The House Used to Get Full with Neighbors
by Jannell Davis, Oscar Madrid, and Anjounette Martinez
Dalia Santa Cruz,
b. 1/24/32 (Tucson, Arizona).
Anita Hernandez Vasquez, b. 1901 (Clifton, Arizona). Roberto Vasquez, birthdate unknown (Nogales, Arizona).
Dolores, b.1930; Roberto, b.1925.
Barrio Anita Roots:
Dalia Santa Cruz's father, Roberto Vasquez, came to Barrio Anita area around 1928.
Did you attend Davis Elementary School?
I started Davis at the age of six. I didn't know a word of English. When I started school... there was supposed to be no Spanish in the classroom. They were very strict about it, so I learned my English from scratch.
Do you remember your grandparents? My grandmother lived with us, and her name was Angelita Hernandez. My mother, my brother, my sister, and myself, we were all in one household.
Any other relatives? Later on my...maternal aunts, Belen Gastelum, and Irene Ortega. We were always in the same household, we had a full house. Belen was more like a second mother to me.
Did you have any special family traditions? Two weeks before Christmas, on the eleventh of December, my mother and grandmother would decorate the whole room with flowers and candles... they used to serve tamales. It was a big thing every year [for Día de la Virgen de Guadalupe].
Was your whole family invited to this? Yeah. We used to invite the neighbors, the house used to get full with neighbors.... At that time the neighbors were very friendly to one another. It was more like a family reunion with friends and the neighbors.
Did you ever get told ghost stories as a child? Yes, La Llorona. They say she drowned her kids because they used to have an irrigation ditch running through Barrio Anita. Some days people would go over to the ditch and swim and just throw things in there. The water was supposed to be holy on St. Juan's Day.

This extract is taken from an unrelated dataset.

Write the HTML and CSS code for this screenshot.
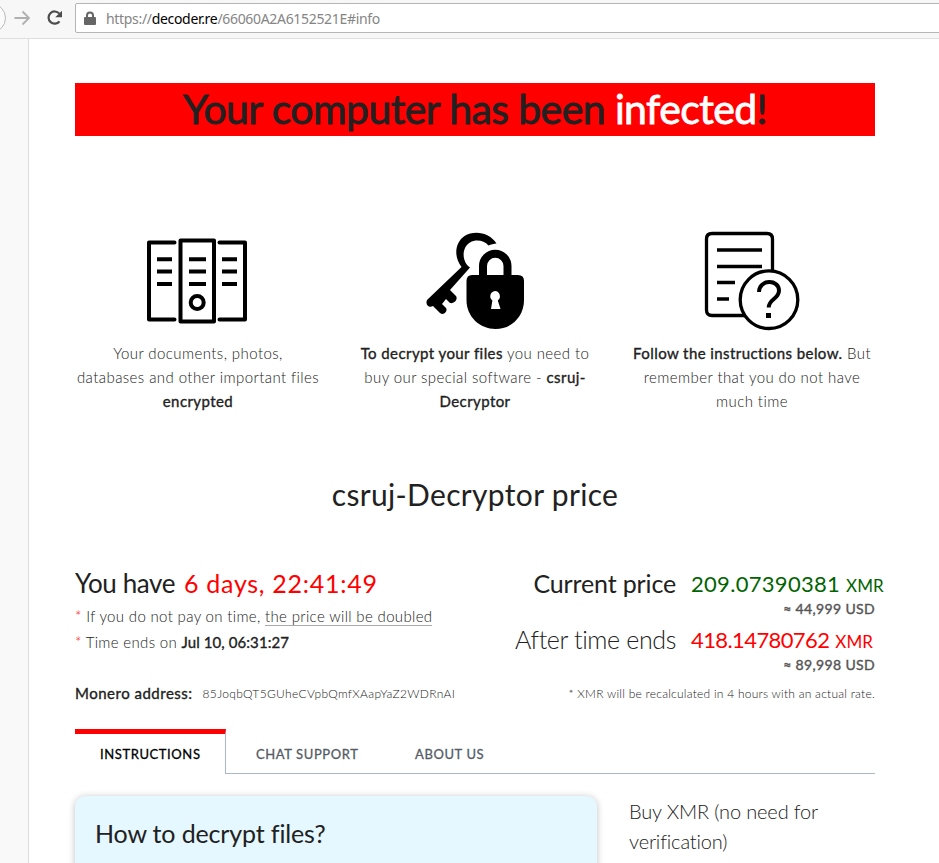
FILE: index.html
```html
<!DOCTYPE html>
<html lang="en">
<head>
<meta charset="utf-8">
<title>Decryptor price</title>
<link rel="stylesheet" href="styles.css">
</head>
<body>
<header class="toolbar">
  <svg class="nav-icons" width="75" height="38" viewBox="0 0 75 38" fill="none">
    <circle cx="-9" cy="18" r="14.5" fill="#fbfbfb" stroke="#b9b9b9"/>
    <path d="M14.5 18H29M22.500 11.500L29 18l-6.500 6.500" stroke="#b0b0b0" stroke-width="1.800"/>
    <path d="M59.300 13.600A6.100 6.100 0 1 0 59.500 21.300" stroke="#4c4c4c" stroke-width="2.200"/>
    <path d="M62 10.800V17.300H55.200Z" fill="#4c4c4c"/>
  </svg>
  <div class="address">
    <svg class="lock" width="12" height="15" viewBox="0 0 12 15"><path d="M3 7V4.500a3 3 0 0 1 6 0V7" fill="none" stroke="#666" stroke-width="2"/><rect y="6" width="12" height="8" rx="1" fill="#666"/></svg>
    <span class="url">https://<b>decoder.re</b>/66060A2A6152521E#info</span>
  </div>
</header>
<div class="shell">
<main class="page">
  <h1 class="banner"><span class="banner-text">Your computer has been <em>infected</em>!</span></h1>

  <section class="features">
    <div class="feature">
      <svg width="140" height="120" viewBox="-2 0 140 120" fill="none" stroke="#000" stroke-width="4" stroke-linejoin="round" stroke-linecap="round">
        <path d="M44.500 22.500H19V99.500H44.500M89.500 22.500H115V99.500H89.500"/>
        <path d="M50.500 20.500H84V101.500H50.500Z"/>
        <path stroke-linecap="butt" d="M27 39.200H42M27 51.500H42M27 64H42M59 39.200H76M59 51.500H76M59 64H76M92 39.200H107M92 51.500H107M92 64H107"/>
        <circle cx="67.200" cy="82.500" r="6.500"/>
      </svg>
      <p><span class="l">Your documents, photos,</span><span class="l">databases and other important files</span><span class="l"><b>encrypted</b></span></p>
    </div>
    <div class="feature">
      <svg width="130" height="120" viewBox="0 0 130 120">
        <path d="M86.500 23.500C80 13 65 9.500 54.500 16C45.500 22 43 36 51.500 47L17 80C15 85 19 88.500 23 86L30 93C34 96 38 91 36 88L32 84L36 79L40 83C45 84 48 79 46 76L40 70L60 47.500C51 41 52 27 60 22.500C66 19 74 20.500 78.500 25.500C81 24.500 84 23.500 86.500 23.500Z"/>
        <path d="M73 59V46a12.250 12.250 0 0 1 24.500 0V59" fill="none" stroke="#000" stroke-width="8"/>
        <path d="M62 55H108Q114 55 114 61V80C114 97 101 109 85.500 109S56.500 97 56.500 80V61Q56.500 55 62 55Z"/>
        <path fill="#fff" d="M85 71a5.300 5.300 0 0 1 2.800 9.500l2.700 8.500h-9.500l1.400-8.500A5.300 5.300 0 0 1 85 71Z"/>
      </svg>
      <p><span class="l"><b>To decrypt your files</b> you need to</span><span class="l">buy our special software - <b>csruj-</b></span><span class="l"><b>Decryptor</b></span></p>
    </div>
    <div class="feature">
      <svg width="130" height="120" viewBox="-3 0 130 120" fill="none" stroke="#000" stroke-width="3.300">
        <path d="M54 95.500H22Q16.500 95.500 16.500 90V19Q16.500 13.500 22 13.500H77Q82.500 13.500 82.500 19V51"/>
        <path d="M27 30H72M27 46.500H72M27 62.500H45M27 79H39"/>
        <circle cx="79" cy="79.700" r="28.800"/>
        <path stroke-width="4" d="M69 72C69 59 89 59 89 70.500C89 79 78.700 79 78.700 87.500"/>
        <path fill="#000" stroke="none" d="M76 93h5v5h-5z"/>
      </svg>
      <p><span class="l"><b>Follow the instructions below.</b> But</span><span class="l">remember that you do not have</span><span class="l">much time</span></p>
    </div>
  </section>

  <h2 class="price-title"><span>csruj-Decryptor price</span></h2>

  <section class="pricing">
    <div class="deadline">
      <div class="count"><span class="have">You have</span><span class="timer">6 days, 22:41:49</span></div>
      <div class="note"><i>*</i> If you do not pay on time, <u>the price will be doubled</u></div>
      <div class="note"><i>*</i> Time ends on <b>Jul 10, 06:31:27</b></div>
    </div>
    <div class="rates">
      <div class="label now">Current price</div><div class="amount green"><span>209.07390381</span> <small>XMR</small></div>
      <div class="usd"><span>≈ 44,999 USD</span></div>
      <div class="label later">After time ends</div><div class="amount red"><span>418.14780762</span> <small>XMR</small></div>
      <div class="usd"><span>≈ 89,998 USD</span></div>
    </div>
  </section>
  <div class="wallet"><b>Monero address:</b><span class="addr">85JoqbQT5GUheCVpbQmfXAapYaZ2WDRnAI</span><span class="recalc">* XMR will be recalculated in 4 hours with an actual rate.</span></div>

  <nav class="tabs"><a class="active"><span>INSTRUCTIONS</span></a><a class="chat"><span>CHAT SUPPORT</span></a><a class="about"><span>ABOUT US</span></a></nav>
  <section class="content">
    <div class="guide"><h3>How to decrypt files?</h3></div>
    <aside class="buy"><span>Buy XMR (no need for</span><span>verification)</span></aside>
  </section>
</main>
</div>
</body>
</html>
```
FILE: styles.css
```css
*{box-sizing:border-box}
body{margin:0;height:863px;overflow:hidden;background:#f9f9f9;color:#212121;font-family:Lato,"Open Sans",sans-serif;display:flex;flex-direction:column}
h1,h2,h3,p{margin:0;font-weight:400}
svg{display:block;flex:none}
.toolbar{height:39px;flex:none;display:flex;background:#f7f7f7;border-bottom:1px solid #dedede}
.address{width:900px;flex:none;height:30px;margin-top:3px;border:1px solid #b5b5b5;border-radius:2px;background:#fff;display:flex;align-items:center;padding-left:8px}
.lock{margin-right:10px}
.url{font:14px/28px "Noto Sans",sans-serif;color:#858585;letter-spacing:-.32px;white-space:nowrap;padding-top:2px}
.url b{font-weight:400;color:#000}
.shell{flex:1;padding-left:28px;min-height:0}
.page{height:824px;background:#fff;border-left:1px solid #dcdcdc;padding:44px 64px 0 46px}
.banner{height:53px;background:#f00;text-align:center;font-size:41px;line-height:52px;letter-spacing:-.6px;white-space:nowrap;color:#212121;-webkit-text-stroke:.8px}
.banner em{font-style:normal;color:#fff}
.features{display:grid;grid-template-columns:246px 246px 246px;column-gap:31px;margin-top:84px;height:254px}
.feature{display:flex;flex-direction:column;align-items:center;color:#222}
.feature p{margin-top:1px;font-size:15px;line-height:24px;letter-spacing:.42px;text-align:center;font-weight:300}
.feature b,.note b{font-weight:400;color:#212121;-webkit-text-stroke:.35px}
.l{display:block;white-space:nowrap}
.price-title{height:56px;line-height:40px;font-size:30px;letter-spacing:.33px;text-align:center;white-space:nowrap}
.pricing{display:flex;justify-content:space-between;margin-top:35px;height:116px;white-space:nowrap}
.count{height:38px;line-height:36px;font-size:26px}
.have{letter-spacing:-.4px}
.timer{color:#f00;margin-left:9px;font-size:25px;letter-spacing:.72px}
.note{font-size:15px;line-height:26px;font-weight:300;letter-spacing:.34px;color:#222}
.note b{letter-spacing:.08px}
.note i{font-style:normal;color:#f00}
.note u{text-decoration:none;border-bottom:1px solid #aaa}
.rates{display:grid;grid-template-columns:161px 184px;column-gap:15px;grid-template-rows:36px 20px 36px 20px}
.label{text-align:right;font-size:25px;line-height:36px;letter-spacing:-.15px}
.later{font-weight:300;letter-spacing:-.35px}
.amount{font-size:22px;line-height:38px;letter-spacing:.3px}
.amount small{font-size:17px;letter-spacing:.1px}
.green{color:#006400}
.red{color:#f00}
.red span{letter-spacing:-.6px}
.usd{grid-column:1/3;text-align:right;font-size:14px;line-height:16px;letter-spacing:.35px;color:#555;-webkit-text-stroke:.4px}
.wallet{display:flex;align-items:center;height:24px;white-space:nowrap;font-size:15px}
.wallet b{font-weight:400;letter-spacing:.5px;-webkit-text-stroke:.35px}
.addr{font-size:12px;font-weight:300;letter-spacing:.33px;margin-left:10px;color:#222}
.recalc{margin-left:auto;font-size:12px;font-weight:300;letter-spacing:.25px;color:#222}
.tabs{display:flex;height:45px;margin-top:24px;font-size:13px;line-height:51px;letter-spacing:.6px;color:#555b65;-webkit-text-stroke:.3px;border-bottom:1px solid #abb7c7}
.tabs a{display:block;white-space:nowrap}
.tabs .active{width:151px;height:45px;border-top:5px solid #f00;border-right:1px solid #abb7c7;background:#fff;color:#000;line-height:41px;padding-left:25px}
.chat{padding-left:30px;width:189px}
.content{display:flex;margin-top:22px}
.guide{width:522px;height:100px;background:#e5f7ff;border-radius:10px;box-shadow:0 1px 7px rgba(0,0,0,.25);padding:17px 20px}
.guide h3{font-size:25px;line-height:40px;letter-spacing:-.15px;white-space:nowrap}
.buy{margin-left:32px;font-size:20px;line-height:30px;font-weight:300;letter-spacing:-.15px;white-space:nowrap}
.buy span{display:block}
```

Do you remember any neighborhood characters? There was a little old man that used to make menudo in his house and that was every weekend... Saturday and Sunday. His name was Jose. He had a horse and buggy and he used to sell menudo to all the people in the neighborhood by ringing a bell. "Aqui va el menudo!" Everyone would run to him with pots and pans, he used to make good menudo. That's what I remember about him. They used to have another horse and buggy that used to sell snow cones. He used to ring a bell around the neighborhood and people would rush to him, especially in the summer.